Tuesday, January 15, 2013

The right to keep and bear arms

It’s not about hunting deer; it’s not about a national guard.  Read your history of the Bill of Rights. Our founders feared the very power Obama is grabbing.

It looks like the president is planning to override the Constitution and our representative form of government (Congress makes the laws). Democrats should be very worried to be associated with this. You'd have to be from another planet without a course in American history, or a statist intent on taking away all personal freedoms, to think the 2nd amendment applies only to a National guard.

"When the first Congress convened for the purpose of drafting a Bill of Rights, it delegated the task to James Madison. Madison did not write upon a blank tablet. Instead, he obtained a pamphlet listing the State proposals for a bill of rights and sought to produce a briefer version incorporating all the vital proposals of these. His purpose was to incorporate, not distinguish by technical changes, proposals such as that of the Pennsylvania minority, Sam Adams, or the New Hampshire delegates. Madison proposed among other rights that "That right of the people... to keep and bear arms shall not be infringed; a well armed and well regulated militia being the best security of a free country; but no person religiously scrupulous of bearing arms shall be compelled to render military service in person. " In the House, this was initially modified so that the militia clause came before the proposal recognizing the right. The proposals for the Bill of Rights were then trimmed in the interests of brevity. The conscientious objector clause was removed following objections by Elbridge Gerry, who complained that future Congresses might abuse the exemption to excuse everyone from military service.

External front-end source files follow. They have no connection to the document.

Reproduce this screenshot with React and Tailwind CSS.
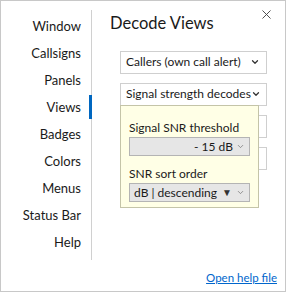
import { ChevronDown, X } from "lucide-react";

const navItems = [
  "Window",
  "Callsigns",
  "Panels",
  "Views",
  "Badges",
  "Colors",
  "Menus",
  "Status Bar",
  "Help",
];

const Select = ({ label }) => (
  <div className="flex h-[23px] items-center justify-between overflow-hidden whitespace-nowrap border border-[#cfcfcf] bg-white pl-[5px] pr-[6px] text-[12px] text-[#1a1a1a]">
    <span>{label}</span>
    <ChevronDown className="h-[10px] w-[10px] shrink-0 text-[#333]" strokeWidth={3} />
  </div>
);

export default function App() {
  return (
    <div
      className="flex h-[292px] w-[286px] overflow-hidden border border-[#c8c8c8] bg-white"
      style={{ fontFamily: 'Lato, "Noto Sans", sans-serif' }}
    >
      {/* sidebar */}
      <div className="mt-[9px] h-[250px] w-[91px] shrink-0 border-r border-[#d0d0d0]">
        <div className="pt-[3px]">
          {navItems.map((item) => (
            <div
              key={item}
              className="relative flex h-[27px] items-center justify-end whitespace-nowrap pr-[10px] text-[13px] text-[#1a1a1a]"
            >
              {item}
              {item === "Views" && (
                <span className="absolute right-[-1px] top-[1px] h-[24px] w-[3px] bg-[#0067c0]" />
              )}
            </div>
          ))}
        </div>
      </div>

      {/* content */}
      <div className="relative flex min-w-0 flex-1 flex-col">
        <div className="flex items-start justify-between">
          <h1 className="ml-[18px] mt-[10px] text-[16.5px] text-[#1a1a1a]">
            Decode Views
          </h1>
          <X className="mr-[11px] mt-[6px] h-[15px] w-[15px] text-[#444]" strokeWidth={1.5} />
        </div>

        <div className="ml-[28px] mr-[18px] mt-[15px] flex flex-col gap-[9px]">
          <Select label="Callers (own call alert)" />
          <Select label="Signal strength decodes" />
          {/* these two sit under the popup */}
          <Select label="" />
          <Select label="" />
        </div>

        {/* popup */}
        <div className="absolute left-[28px] top-[104px] h-[103px] w-[139px] whitespace-nowrap border border-[#c4c4a8] bg-[#ffffe6] px-[8px] pt-[13px] text-[12px] text-[#1a1a1a]">
          <div className="leading-[17px]">Signal SNR threshold</div>
          <div className="mt-[1px] flex h-[19px] items-center justify-end border border-[#b4b4b4] bg-[#e6e6e6] pr-[4px]">
            <span>- 15 dB</span>
            <ChevronDown className="ml-[3px] h-[9px] w-[9px] text-[#777]" strokeWidth={2} />
          </div>
          <div className="mt-[9px] leading-[17px]">SNR sort order</div>
          <div className="mt-[1px] flex h-[19px] items-center justify-between border border-[#b4b4b4] bg-[#e6e6e6] pl-[4px] pr-[4px]">
            <span>dB | descending</span>
            <span className="flex items-center">
              <span className="text-[10px] text-[#333]">▼</span>
              <ChevronDown className="ml-[4px] h-[9px] w-[9px] text-[#777]" strokeWidth={2} />
            </span>
          </div>
        </div>

        <div className="mt-auto mb-[3px] mr-[8px] text-right">
          <a className="text-[11.5px] text-[#0066cc] underline">Open help file</a>
        </div>
      </div>
    </div>
  );
}
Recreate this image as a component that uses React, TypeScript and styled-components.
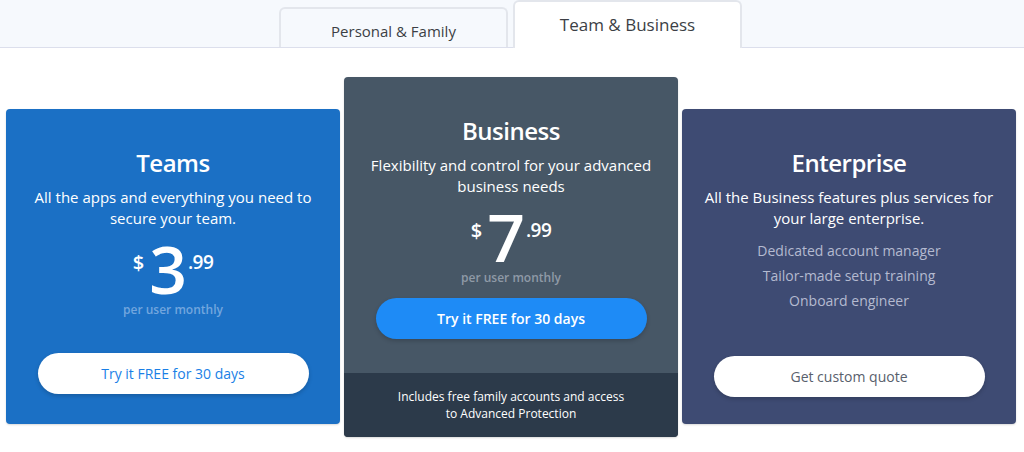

The proposal finally passed the House in its present form: "A well regulated militia, being necessary to the security of a free state, the right of the people to keep and bear arms, shall not be infringed.: " In this form it was submitted into the Senate, which passed it the following day. The Senate in the process indicated its intent that the right be an individual one, for private purposes, by rejecting an amendment which would have limited the keeping and bearing of arms to bearing "For the common defense". "

1982, Preface, THE RIGHT TO KEEP AND BEAR ARMS REPORT of the 97th Congress.